Subject to some limited exceptions, e. g. Herald Co. v. Vincent, 392 F.2d 354 (2d Cir. 1968)


Statutorily those restrictions are contained in Sec. 8(a)(1) of the NLRA which provides that it shall be an unfair labor practice for an employer to "interfere with, restrain, or coerce employees in the exercise of the rights guaranteed in section 157 of this title." 29 U.S.C. § 158(a)(1). Section 7 guarantees the right "to self-organization, to form, join, or assist labor organizations, . . . and to engage in other concerted activities for the purpose of collective bargaining or other mutual aid or protection, . . . ." 29 U.S.C. § 157


Sec. 8(c) of the NLRA provides that "(t)he expressing of any views, argument, or opinion, or the dissemination thereof, . . . shall not constitute or be evidence of an unfair labor practice under any of the provisions of (this Act), if such expression contains no threat of reprisal or force or promise of benefit." 29 U.S.C. § 158(c).

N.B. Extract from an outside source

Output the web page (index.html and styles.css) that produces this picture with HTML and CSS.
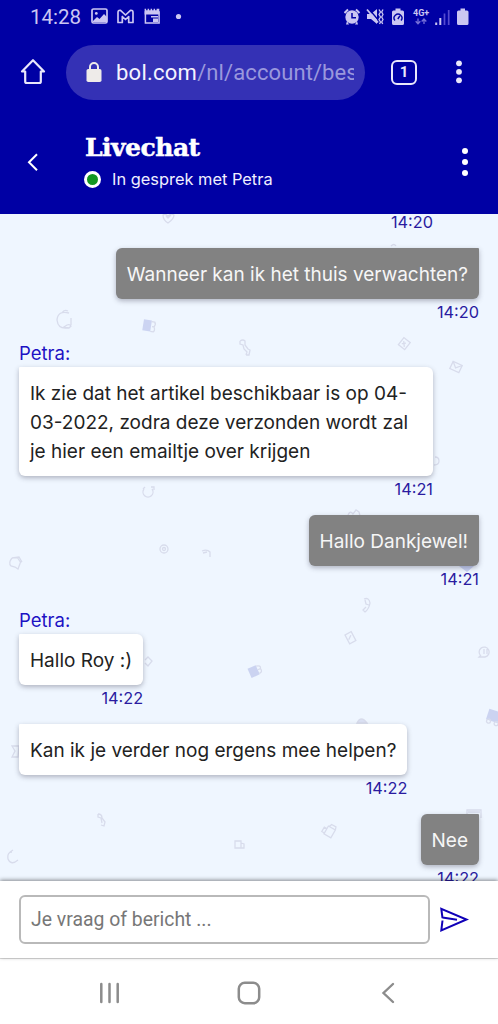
FILE: index.html
```html
<!DOCTYPE html>
<html lang="nl">
<head>
<meta charset="utf-8">
<meta name="viewport" content="width=device-width, initial-scale=1">
<title>Livechat</title>
<link rel="stylesheet" href="styles.css">
</head>
<body>
<div class="phone">
  <div class="status">
    <span class="clock">14:28</span>
    <svg class="notif" width="94" height="20" viewBox="0 0 94 20">
      <rect x="1" y="2" width="15" height="14" rx="1.500" fill="none" stroke="currentColor" stroke-width="1.700"/>
      <circle cx="5.300" cy="6.400" r="1.400" fill="currentColor"/>
      <path d="M2 14l4-4 2.500 2 4.500-5 3 3v5H2z" fill="currentColor"/>
      <path d="M27 15.500V5.500q0-2.500 2.500-2.200L34.500 8l5-4.700q2.500-.3 2.500 2.200v10h-4.300V9.500l-3.200 3-3.200-3v6z" fill="none" stroke="currentColor" stroke-width="1.700" stroke-linejoin="round"/>
      <path d="M54.400 5h13.700v11H54.400z" fill="none" stroke="currentColor" stroke-width="1.500"/>
      <path d="M53.600 1.800h1.500v1.500h1.500V1.800h1.500v1.500h1.500V1.800h1.500v1.500h1.500V1.800h1.500v1.500h1.500V1.800h2.700V7.500H53.600zM60 9h7v1.500h-7zM62 11.500h5V15h-5z" fill="currentColor"/>
      <circle cx="87.500" cy="9.500" r="2.600" fill="currentColor"/>
    </svg>
    <svg class="system" width="130" height="20" viewBox="0 0 130 20">
      <g fill="currentColor">
        <circle cx="8" cy="10" r="6.700"/>
        <path d="M3 14l-1 3.500h3zM13 14l1 3.500h-3z"/>
        <path d="M.5 6L4 2.500M15.500 6L12 2.500" stroke="currentColor" stroke-width="2"/>
        <path d="M23 7h4l6-5v15l-6-5h-4z"/>
        <path d="M48 5q0-1.500 1.500-1.500h2V1.500h5v2h2Q60 3.500 60 5v11.500q0 1.500-1.500 1.500h-9q-1.500 0-1.500-1.500z"/>
        <path d="M113 5q0-1.500 1.500-1.500h2V1.500h4.500v2h2q1.500 0 1.500 1.500v11.500q0 1.500-1.500 1.500h-8.500q-1.500 0-1.500-1.500z"/>
      </g>
      <path d="M8 6v4.700h4" fill="none" stroke="#0000a4" stroke-width="1.500"/>
      <path d="M24.500 1.500l11 13" stroke="#0000a4" stroke-width="1.400"/>
      <path d="M23 2.500l11 13" stroke="currentColor" stroke-width="1.800"/>
      <path d="M35 2.500l1.500 2.500-1.500 2.500 1.500 2.500-1.500 2.500 1.500 2.500-1 2M39 2.500L37.700 5 39 7.500 37.700 10l1.300 2.500-1.300 2.500 1 2" fill="none" stroke="currentColor" stroke-width="1.300"/>
      <path d="M51 13.500a3.900 3.900 0 1 1 6 0M53.800 12l2-3" fill="none" stroke="#0000a4" stroke-width="1.400"/>
      <text class="network" x="69" y="9">4G+</text>
      <path d="M74 11.500v5M71.700 14.200L74 16.800l2.300-2.600M80 17v-5M77.700 14.500L80 12l2.300 2.500" fill="none" stroke="#7770d8" stroke-width="1.300"/>
      <path d="M92.200 18v-2.500M96.300 18v-7" stroke="currentColor" stroke-width="2"/>
      <path d="M100.500 18V6.500M104.700 18V3" stroke="#554bd0" stroke-width="1.700"/>
    </svg>
  </div>

  <div class="browser">
    <svg class="home" width="26" height="28" viewBox="0 0 26 28" fill="none" stroke="currentColor" stroke-width="2.200" stroke-linejoin="round" stroke-linecap="round"><path d="M2 13.500L13 2.200 24 13.500H20.800V23.500q0 1.500-1.500 1.500H6.700q-1.500 0-1.500-1.500V13.500z"/></svg>
    <div class="address">
      <svg width="16" height="20" viewBox="0 0 16 20"><rect x=".5" y="7" width="15" height="13" rx="1.800" fill="#eeebe9"/><path d="M4 8V5a4 4 0 0 1 8 0v3" fill="none" stroke="#eeebe9" stroke-width="2"/></svg>
      <div class="url"><b>bol.com</b>/nl/account/bes</div>
    </div>
    <div class="tabs">1</div>
    <svg class="kebab" width="8" height="24" viewBox="0 0 8 24" fill="currentColor"><circle cx="4" cy="3.300" r="2.900"/><circle cx="4" cy="11.800" r="2.900"/><circle cx="4" cy="20.300" r="2.900"/></svg>
  </div>

  <header class="head">
    <svg class="back" width="12" height="20" viewBox="0 0 12 20" fill="none" stroke="currentColor" stroke-width="2"><path d="M10 2.200L2 10.200l8 8"/></svg>
    <div class="titles">
      <h1>Livechat</h1>
      <p class="agent"><i class="online"></i><span>In gesprek met Petra</span></p>
    </div>
    <svg class="menu" width="8" height="30" viewBox="0 0 8 30" fill="currentColor"><circle cx="4" cy="4" r="3"/><circle cx="4" cy="15" r="3"/><circle cx="4" cy="26" r="3"/></svg>
  </header>

  <main class="chat">
    <svg class="doodles" width="498" height="666" viewBox="0 215 498 666" fill="none" stroke="#d8dcec" stroke-width="1.300">
      <path d="M163 216q2-2 5 1 3-3 6-1 0 4-6 8-5-3-5-8zM166 217l2 2 3-3"/>
      <path d="M69 314q-11-3-12 7 1 9 10 8M62 314q2-4 6-2M67 326q3-1 4 1l-2 2-5-1zM71 319v7"/>
      <g transform="rotate(9 148 327)"><rect x="143" y="321" width="8" height="11" fill="#ccd4f2" stroke="none"/><path d="M151 322h3q2 2 0 5 2 3 0 5h-3M152 327h3"/></g>
      <path d="M240 342q3-2 5 0v4l3 4 2 1-1 5h-3M240 342v3l3 1 1 4 3 3-1 3"/>
      <g transform="rotate(38 404 345)"><rect x="400" y="340" width="8" height="9"/><path d="M402 346l3-3M402 343l4 4"/></g>
      <g transform="rotate(25 456 368)"><rect x="451" y="364" width="10" height="8"/><path d="M451 364l5 5 5-5"/></g>
      <path d="M144 490a5 5 0 1 0 8 0M143 490l2-2M151 488h3v3"/>
      <path d="M12 559q-4 5-1 8l4 1 3 2 3-8M12 559l7-1 3 5M17 558l4 6"/>
      <circle cx="164" cy="550" r="4"/><circle cx="164" cy="550" r="1.500"/>
      <path d="M202 552q5-2 8 1v5M203 554l4-1"/>
      <path d="M435 458q4 0 4 4t-5 4M396 247q-2-3-5 0M348 516q2-5 5-1l3-4 3 2 1 4"/>
      <path d="M459 567h15l-7 6z" fill="#c7d1f3" stroke="none"/>
      <path d="M364 600q5-2 6 4-1 6-5 9l-2-2 3-3M365 601l1 4 3 1"/>
      <g transform="rotate(-28 350 639)"><rect x="347" y="634" width="7" height="10"/><path d="M348 640l4-3"/></g>
      <path d="M145 661l3-3 4 4-4 5-3-3M12 747h7l-1 11h-6l3-6zM481 657a5 5 0 1 1 4 1h-6l2-2M484 650v5M487 650v5"/>
      <g transform="rotate(-24 255 672)"><rect x="249" y="667" width="9" height="10" fill="#cbd3f1" stroke="none"/><path d="M258 668q5 1 3 4 1 4-3 4M258 672h3"/></g>
      <g transform="rotate(18 492 718)"><rect x="487" y="711" width="14" height="11" fill="#cbd3f1" stroke="none"/><circle cx="490" cy="723" r="2"/><circle cx="498" cy="723" r="2"/></g>
      <path d="M357 724q4-8 10 0z" fill="#dbe1f4"/>
      <path d="M98 815q4 0 4 4l3 4-1 4-3-1M98 815v3l3 1 1 5"/>
      <g transform="rotate(-60 329 832)"><path d="M324 829h9v8h-9zM333 830l3 1v5l-3 1M325 829v-3h5v3"/></g>
      <path d="M467 815v-4h14v8M468 813h12M235 842h6v7h-6zM241 844l3 1v4h-3M12 853q-5 0-4 7 3 7 10 1M10 853l3-2"/>
    </svg>
    <div class="thread">
      <time class="cut">14:20</time>
      <div class="msg mine"><p class="bubble">Wanneer kan ik het thuis verwachten?</p><time>14:20</time></div>
      <div class="sender">Petra:</div>
      <div class="msg wide"><p class="bubble">Ik zie dat het artikel beschikbaar is op 04-<br>03-2022, zodra deze verzonden wordt zal<br>je hier een emailtje over krijgen</p><time>14:21</time></div>
      <div class="msg mine"><p class="bubble">Hallo Dankjewel!</p><time>14:21</time></div>
      <div class="sender">Petra:</div>
      <div class="msg"><p class="bubble">Hallo Roy :)</p><time>14:22</time></div>
      <div class="msg"><p class="bubble">Kan ik je verder nog ergens mee helpen?</p><time>14:22</time></div>
      <div class="msg mine"><p class="bubble">Nee</p><time>14:22</time></div>
    </div>
  </main>

  <div class="composer">
    <div class="field">Je vraag of bericht ...</div>
    <svg width="30" height="26" viewBox="0 0 30 26" fill="none" stroke="#1000b8" stroke-width="2"><path d="M2.500 11L1.300 1.800 26.500 12.500 1.300 23.500l1.200-10M2.500 10.500L17 12.700"/></svg>
  </div>
  <nav class="nav">
    <svg width="22" height="22" viewBox="0 0 22 22"><path d="M3.300 2v18M11.500 2v18M19.700 2v18" stroke="#8c8c8c" stroke-width="2.500" stroke-linecap="round"/></svg>
    <svg class="nav-home" width="24" height="24" viewBox="0 0 24 24"><rect x="1.800" y="1.800" width="20.400" height="20.400" rx="6" fill="none" stroke="#8c8c8c" stroke-width="2.500"/></svg>
    <svg width="14" height="22" viewBox="0 0 14 22"><path d="M12 2L2.500 11l9.500 9" fill="none" stroke="#8c8c8c" stroke-width="2.400" stroke-linecap="round"/></svg>
  </nav>
</div>
</body>
</html>
```

FILE: styles.css
```css
* { box-sizing: border-box; }
body, p, h1 { margin: 0; }
body { background: #fff; font-family: Inter, "Liberation Sans", sans-serif; }
svg { display: block; flex: none; }

.phone {
  width: 498px;
  height: 1024px;
  display: flex;
  flex-direction: column;
  overflow: hidden;
}

.status {
  height: 34px;
  padding-left: 30px;
  padding-right: 24px;
  display: flex;
  align-items: center;
  background: #0000a4;
  color: #cbc6f2;
  font-family: Roboto, sans-serif;
}
.clock { width: 61px; font-size: 20.500px; }
.system { margin-left: auto; }
.network { font: 700 9px Roboto, sans-serif; fill: currentColor; }

.browser {
  height: 76px;
  padding: 0 35px 0 20px;
  display: flex;
  align-items: center;
  background: #0000a4;
  color: #e9e7fb;
}
.address {
  width: 299px;
  height: 55px;
  margin-left: 20px;
  padding: 2px 11px 0 20px;
  border-radius: 28px;
  display: flex;
  align-items: center;
  gap: 14px;
  background: #3431b5;
}
.address svg { margin-top: -2px; }
.url {
  flex: 1;
  overflow: hidden;
  white-space: nowrap;
  font: 400 22px/30px Roboto, sans-serif;
  letter-spacing: 0.1px;
  color: #9a98dd;
}
.url b { font-weight: 400; letter-spacing: 0.25px; color: #f4f3ff; }
.tabs {
  width: 26px;
  height: 25px;
  margin-left: 26px;
  border: 2.500px solid #e9e7fb;
  border-radius: 6px;
  font: 700 15px/21px Roboto, sans-serif;
  text-align: center;
}
.kebab { margin-left: auto; }

.head {
  height: 104px;
  padding: 0 29px 0 27px;
  display: flex;
  background: #0000a4;
  color: #fff;
}
.back { margin-top: 42px; }
.titles { flex: 1; padding: 22px 0 0 46px; }
.titles h1 {
  font: 700 25px/32px "DejaVu Serif", serif;
  letter-spacing: -0.5px;
  -webkit-text-stroke: 0.5px #fff;
}
.agent {
  margin-left: -1px;
  display: flex;
  align-items: center;
  gap: 11px;
  font-size: 16.400px;
  line-height: 31px;
  color: #f0efff;
}
.online {
  width: 17px;
  height: 17px;
  border: 3px solid #fff;
  border-radius: 50%;
  background: #129622;
}
.menu { margin-top: 37px; }

.chat {
  position: relative;
  height: 667px;
  overflow: hidden;
  background: #eff6ff;
}
.doodles { position: absolute; inset: 0; }
.thread {
  position: relative;
  height: 667px;
  padding: 0 19px;
  display: flex;
  flex-direction: column;
}
.thread time {
  align-self: flex-end;
  font-size: 16.300px;
  line-height: 26px;
  color: #2a1ba0;
}
.thread .cut { margin: -5px 46px 13px 0; }
.msg {
  align-self: flex-start;
  display: flex;
  flex-direction: column;
  margin-bottom: 13px;
  flex: none;
}
.mine { align-self: flex-end; }
.wide { width: 414px; }
.bubble {
  padding: 12px 11px 10px;
  border-radius: 1px 6px 6px 6px;
  background: #fff;
  box-shadow: 0 2px 5px rgba(50, 50, 70, 0.34);
  color: #222;
  font-size: 19px;
  line-height: 29px;
  white-space: nowrap;
}
.mine .bubble {
  border-radius: 6px 1px 6px 6px;
  background: #828282;
  color: #f6f6f6;
}
.sender {
  height: 29px;
  flex: none;
  font-size: 18.500px;
  line-height: 31px;
  color: #1c12c4;
}

.composer {
  position: relative;
  height: 77px;
  padding: 0 28px 0 19px;
  display: flex;
  align-items: center;
  justify-content: space-between;
  background: #fff;
  box-shadow: 0 -1px 4px rgba(0, 0, 0, 0.45);
}
.field {
  width: 411px;
  height: 49px;
  padding-left: 10px;
  border: 2px solid #b9b9b9;
  border-radius: 6px;
  font: 400 19.400px/45px Roboto, sans-serif;
  color: #777;
}
.nav {
  height: 66px;
  padding: 2px 103px 0 98px;
  border-top: 1px solid #ddd;
  display: flex;
  align-items: center;
  justify-content: space-between;
}
.nav-home { margin-right: 4px; }
```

This section was enacted in part to redress what was believed to be an imbalance against employers and in favor of unions and to define the First Amendment rights of both. See NLRB v. TRW-Semiconductors, Inc., 385 F.2d 753 (9th Cir. 1967). Relevant also to the balancing of interests is the employee's "right to refrain from any or all" union activities, guaranteed by Section 7. 29 U.S.C. § 157


Cases in this circuit have not phrased the test uniformly. In NLRB v. Sauk Valley Manufacturing Co., Inc., 486 F.2d 1127 (9th Cir. 1973), quoting Hollywood Ceramics Co., Inc., 140 NLRB 221, 224 (1962), we stated that an election should be overturned where the proscribed conduct "may reasonably be expected to have (had) a significant impact on the election." In NLRB v. G. K. Turner Associates, 457 F.2d 484, 487 (9th Cir. 1972), we stated that the proscribed conduct must have "significantly impaired the election process."

In the light of our conclusion, infra, that the challenged conduct had no effect upon the outcome of the election and may not have had any effect even on the two employees involved, it is not necessary for us to decide whether the impact must be upon the employees or the election or both.